Takeaway: If changing strategies don't help, you can try to change the game. And if that's not possible, you can exercise some control over which games you choose to play

Computational Kindness

Knowing that you are using an optimal algorithm should be a relief even if you don't get the results you were looking for. Even the best strategy sometimes yields bad results; it is important to distinguish "process" and "outcome". If you followed the best possible process, you've done all you can, and you shouldn't blame yourself if things didn't go your way. If you wind up stuck in an intractable scenario, remember that heuristics, approximations, and strategic use of randomness can help you find workable solutions.

sometimes “good enough” really is good enough.

Be concise. Asking someone what they want to do may sound lovely, but it rarely works. You are transferring the computational burden to them. People preferred receiving a constrained problem, even if the constraints were plucked out of thin air, than a wide-open one. Give them easy options.

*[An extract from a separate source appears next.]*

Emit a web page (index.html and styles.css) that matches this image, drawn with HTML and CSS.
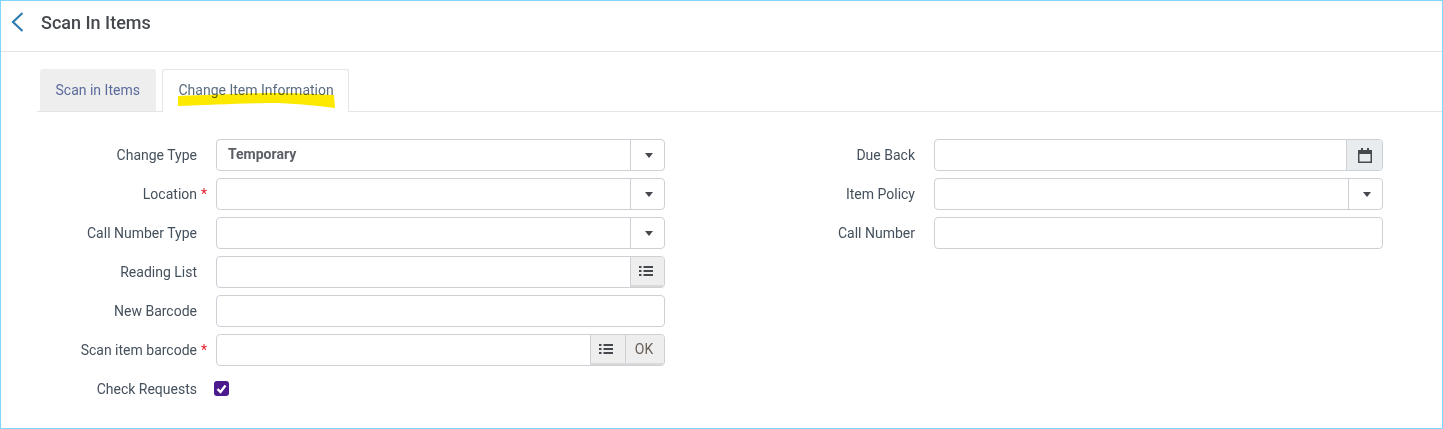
FILE: index.html
```html
<!DOCTYPE html>
<html lang="en">
<head>
<meta charset="utf-8">
<title>Scan In Items</title>
<link rel="stylesheet" href="styles.css">
</head>
<body>
<div class="frame">
  <header class="page-header">
    <svg class="back" width="14" height="20" viewBox="0 0 14 20"><path d="M12.500 1 3 10l9.500 9" fill="none" stroke="#2f7bb0" stroke-width="2.200"/></svg>
    <h1 class="title">Scan In Items</h1>
  </header>
  <nav class="tabs">
    <div class="tab tab-off">Scan in Items</div>
    <div class="tab tab-on">Change Item Information
      <svg class="marker" width="158" height="18" viewBox="0 0 158 18"><path d="M0 4 C30 3 50 2 90 1 C115 1 140 2 156 3 L157 16 C140 14 125 12 100 11 C70 11 30 13 0 14Z" fill="#fde800"/></svg>
    </div>
  </nav>
  <main class="form">
    <section class="col">
      <div class="row"><label class="lbl">Change Type</label>
        <div class="field"><span class="val">Temporary</span><span class="addon"><i class="caret"></i></span></div></div>
      <div class="row"><label class="lbl"><span class="req-wrap">Location<b class="req">*</b></span></label>
        <div class="field"><span class="val"></span><span class="addon"><i class="caret"></i></span></div></div>
      <div class="row"><label class="lbl">Call Number Type</label>
        <div class="field"><span class="val"></span><span class="addon"><i class="caret"></i></span></div></div>
      <div class="row"><label class="lbl">Reading List</label>
        <div class="field"><span class="val"></span><span class="addon grey"><svg class="list" width="14" height="10" viewBox="0 0 14 10"><path d="M0 0h2.500v2H0zM0 4h2.500v2H0zM0 8h2.500v2H0zM4.500 0H14v2H4.500zM4.500 4H14v2H4.500zM4.500 8H14v2H4.500z" fill="#45494e"/></svg></span></div></div>
      <div class="row"><label class="lbl">New Barcode</label>
        <div class="field"><span class="val"></span></div></div>
      <div class="row"><label class="lbl"><span class="req-wrap">Scan item barcode<b class="req">*</b></span></label>
        <div class="field"><span class="val"></span><span class="addon grey narrow"><svg class="list" width="14" height="10" viewBox="0 0 14 10"><path d="M0 0h2.500v2H0zM0 4h2.500v2H0zM0 8h2.500v2H0zM4.500 0H14v2H4.500zM4.500 4H14v2H4.500zM4.500 8H14v2H4.500z" fill="#45494e"/></svg></span><span class="addon grey ok">OK</span></div></div>
      <div class="row"><label class="lbl">Check Requests</label>
        <span class="check"><svg width="15" height="15" viewBox="0 0 15 15"><path d="M3.500 8 6.500 11 11.500 4.500" fill="none" stroke="#fff" stroke-width="2.400"/></svg></span></div>
    </section>
    <section class="col">
      <div class="row"><label class="lbl">Due Back</label>
        <div class="field"><span class="val"></span><span class="addon cal"><svg width="14" height="15" viewBox="0 0 14 15"><path d="M3 0h2v2h4V0h2v2h3v13H0V2h3z" fill="#45494e"/><path d="M1.500 6h11v7.500h-11z" fill="#e9ecef"/></svg></span></div></div>
      <div class="row"><label class="lbl">Item Policy</label>
        <div class="field"><span class="val"></span><span class="addon"><i class="caret"></i></span></div></div>
      <div class="row"><label class="lbl">Call Number</label>
        <div class="field"><span class="val"></span></div></div>
    </section>
  </main>
</div>
</body>
</html>
```
FILE: styles.css
```css
html, body { margin: 0; padding: 0; }
body { font-family: Roboto, "Liberation Sans", sans-serif; font-size: 14px; color: #3d4a5c; background: #fff; }
.frame { box-sizing: border-box; width: 1443px; height: 429px; border: 1px solid #7fd6ff; overflow: hidden; }
.page-header { display: flex; align-items: flex-start; height: 50px; border-bottom: 1px solid #e3e5e8; padding-left: 9px; }
.back { margin: 11px 17px 0 0; }
.title { margin: 11px 0 0; font-size: 18px; line-height: 21px; font-weight: 500; color: #45494e; }
.tabs { display: flex; gap: 6px; height: 42px; margin: 17px 0 0 36px; padding-left: 3px; border-bottom: 1px solid #e3e5e8; }
.tab { box-sizing: border-box; height: 43px; padding: 0 15.500px; line-height: 42px; border-radius: 3px 3px 0 0; position: relative; white-space: nowrap; }
.tab-off { background: #eeeeee; color: #5b6a9c; height: 42px; width: 116px; }
.tab-on { background: #fff; border: 1px solid #e3e5e8; border-bottom: 0; width: 187px; color: #5a6b7e; line-height: 40px; }
.marker { position: absolute; left: 15px; top: 22px; mix-blend-mode: multiply; }
.form { display: flex; padding-top: 27px; }
.col { width: 718px; }
.row { display: flex; align-items: center; height: 32px; margin-bottom: 7px; }
.lbl { box-sizing: border-box; width: 215px; padding-right: 19px; text-align: right; color: #44505c; }
.req-wrap { position: relative; }
.req { position: absolute; left: 100%; top: 0; margin-left: 4px; color: #e0202c; font-weight: 400; }
.field { box-sizing: border-box; display: flex; width: 449px; height: 32px; border: 1px solid #cdd1d6; border-radius: 4px; overflow: hidden; }
.val { flex: 1; padding-left: 11px; line-height: 29px; font-weight: 700; color: #5a5f66; font-size: 14px; }
.addon { box-sizing: border-box; width: 34px; display: flex; align-items: center; justify-content: center; border-left: 1px solid #cdd1d6; }
.grey { background: #eeeeee; border-bottom: 2px solid #d9d9d9; }
.list { margin-right: 4px; }
.narrow { width: 35px; }
.ok { width: 39px; color: #6a5f55; padding-right: 2px; }
.cal { width: 36px; background: #e9ecef; }
.caret { width: 0; height: 0; margin-left: 2px; border-left: 4.500px solid transparent; border-right: 4.500px solid transparent; border-top: 5px solid #45494e; }
.check { display: flex; width: 15px; height: 15px; margin-left: -2px; margin-top: -2px; border-radius: 3px; background: #4b1a8c; }
```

Computational kindness isn't just a principle of behaviour; it's also a design principle. Instead of going for the most optimal solution, choose the one that is almost as good and computationally kinder. When Shallit observed that an 18-cent coin could minimise the number of coins to make the change, a 2-cent or 3-cent can be almost as good too. Subtle changes in design can radically shift the kind of cognitive problem posed to human users.